▶ Exercise input:
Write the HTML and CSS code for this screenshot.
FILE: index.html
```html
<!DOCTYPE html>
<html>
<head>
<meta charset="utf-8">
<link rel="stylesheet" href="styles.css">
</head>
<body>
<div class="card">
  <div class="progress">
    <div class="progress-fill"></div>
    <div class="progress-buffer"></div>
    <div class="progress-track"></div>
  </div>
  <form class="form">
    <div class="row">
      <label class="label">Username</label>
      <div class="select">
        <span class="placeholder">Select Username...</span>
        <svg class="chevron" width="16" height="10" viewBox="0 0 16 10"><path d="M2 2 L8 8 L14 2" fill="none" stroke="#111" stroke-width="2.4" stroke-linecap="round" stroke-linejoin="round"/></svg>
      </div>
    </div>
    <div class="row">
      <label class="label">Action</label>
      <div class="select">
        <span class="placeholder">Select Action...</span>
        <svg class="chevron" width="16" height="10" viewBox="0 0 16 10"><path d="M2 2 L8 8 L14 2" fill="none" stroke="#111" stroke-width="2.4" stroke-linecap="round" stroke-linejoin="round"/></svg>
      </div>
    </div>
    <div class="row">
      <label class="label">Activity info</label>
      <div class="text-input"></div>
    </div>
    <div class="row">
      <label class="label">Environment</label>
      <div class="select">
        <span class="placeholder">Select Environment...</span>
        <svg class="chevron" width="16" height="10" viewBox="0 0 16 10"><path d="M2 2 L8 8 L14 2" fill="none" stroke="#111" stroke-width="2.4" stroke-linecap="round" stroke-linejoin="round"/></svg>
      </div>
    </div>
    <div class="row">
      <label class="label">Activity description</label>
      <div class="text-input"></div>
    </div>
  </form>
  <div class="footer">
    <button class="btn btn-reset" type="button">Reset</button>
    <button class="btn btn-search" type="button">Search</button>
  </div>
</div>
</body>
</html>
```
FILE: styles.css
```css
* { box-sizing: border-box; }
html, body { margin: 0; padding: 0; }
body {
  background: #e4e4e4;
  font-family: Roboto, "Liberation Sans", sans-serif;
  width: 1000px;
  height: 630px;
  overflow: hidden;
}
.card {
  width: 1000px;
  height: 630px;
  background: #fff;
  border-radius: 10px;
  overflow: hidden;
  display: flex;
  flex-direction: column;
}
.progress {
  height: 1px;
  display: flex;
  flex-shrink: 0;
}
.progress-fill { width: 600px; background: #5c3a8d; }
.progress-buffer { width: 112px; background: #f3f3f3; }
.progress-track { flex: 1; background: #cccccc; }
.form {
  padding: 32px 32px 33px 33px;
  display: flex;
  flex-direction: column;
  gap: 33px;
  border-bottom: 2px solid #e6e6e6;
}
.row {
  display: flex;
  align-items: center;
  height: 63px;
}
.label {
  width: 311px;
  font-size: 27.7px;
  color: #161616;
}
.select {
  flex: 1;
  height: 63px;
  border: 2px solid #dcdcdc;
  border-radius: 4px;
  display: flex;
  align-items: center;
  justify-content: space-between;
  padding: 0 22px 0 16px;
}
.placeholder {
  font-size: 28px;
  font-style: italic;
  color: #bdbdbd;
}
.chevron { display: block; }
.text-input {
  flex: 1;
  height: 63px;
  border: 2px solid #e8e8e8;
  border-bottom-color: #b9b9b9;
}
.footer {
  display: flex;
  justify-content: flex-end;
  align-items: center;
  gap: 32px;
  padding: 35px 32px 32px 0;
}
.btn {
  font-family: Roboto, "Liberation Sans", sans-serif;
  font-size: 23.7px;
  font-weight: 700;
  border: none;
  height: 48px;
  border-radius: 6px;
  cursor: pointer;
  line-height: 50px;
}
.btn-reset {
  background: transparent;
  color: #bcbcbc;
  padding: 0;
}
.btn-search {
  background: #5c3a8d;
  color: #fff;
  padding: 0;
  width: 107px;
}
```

...

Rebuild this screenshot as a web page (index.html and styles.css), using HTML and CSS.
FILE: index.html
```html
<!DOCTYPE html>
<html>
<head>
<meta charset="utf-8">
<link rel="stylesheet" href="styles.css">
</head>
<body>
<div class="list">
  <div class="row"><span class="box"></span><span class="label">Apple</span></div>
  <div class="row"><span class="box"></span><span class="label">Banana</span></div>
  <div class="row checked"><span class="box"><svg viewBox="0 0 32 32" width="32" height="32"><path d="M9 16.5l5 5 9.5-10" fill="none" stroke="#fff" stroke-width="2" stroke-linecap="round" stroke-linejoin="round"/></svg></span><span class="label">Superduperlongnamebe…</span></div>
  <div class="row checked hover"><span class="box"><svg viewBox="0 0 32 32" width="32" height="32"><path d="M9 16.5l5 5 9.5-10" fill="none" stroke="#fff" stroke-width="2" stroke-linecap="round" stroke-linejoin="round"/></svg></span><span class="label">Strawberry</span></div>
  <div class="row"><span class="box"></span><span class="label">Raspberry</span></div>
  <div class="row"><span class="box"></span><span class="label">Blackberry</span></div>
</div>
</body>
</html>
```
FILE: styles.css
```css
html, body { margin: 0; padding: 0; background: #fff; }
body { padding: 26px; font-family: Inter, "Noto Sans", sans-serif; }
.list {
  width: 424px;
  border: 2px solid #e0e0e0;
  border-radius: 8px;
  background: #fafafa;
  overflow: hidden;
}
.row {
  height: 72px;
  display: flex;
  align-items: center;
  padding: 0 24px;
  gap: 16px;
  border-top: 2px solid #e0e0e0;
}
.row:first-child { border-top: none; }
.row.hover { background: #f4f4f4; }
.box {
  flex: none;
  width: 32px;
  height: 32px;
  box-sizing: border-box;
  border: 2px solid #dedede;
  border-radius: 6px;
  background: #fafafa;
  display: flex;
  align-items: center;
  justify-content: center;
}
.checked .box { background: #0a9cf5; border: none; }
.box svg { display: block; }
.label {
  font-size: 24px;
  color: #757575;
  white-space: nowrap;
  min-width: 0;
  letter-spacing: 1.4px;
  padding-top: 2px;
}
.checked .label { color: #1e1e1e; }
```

---

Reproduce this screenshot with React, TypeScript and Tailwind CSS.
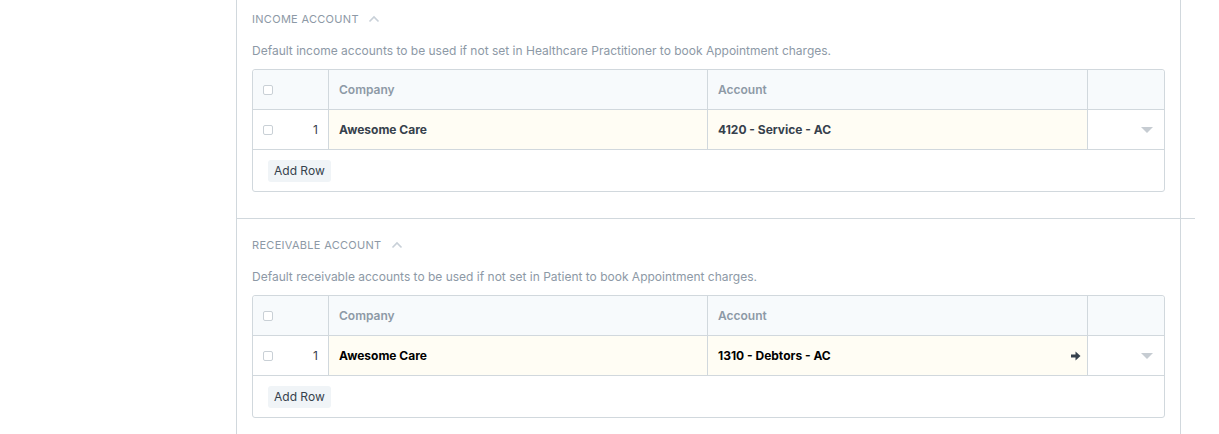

▶ What to produce: Search the data for the string "this" and copy each line where it appears.

▶ Written response:
Write the HTML and CSS code for this screenshot.
Rebuild this screenshot as a web page (index.html and styles.css), using HTML and CSS.
Reproduce this screenshot with React, TypeScript and Tailwind CSS.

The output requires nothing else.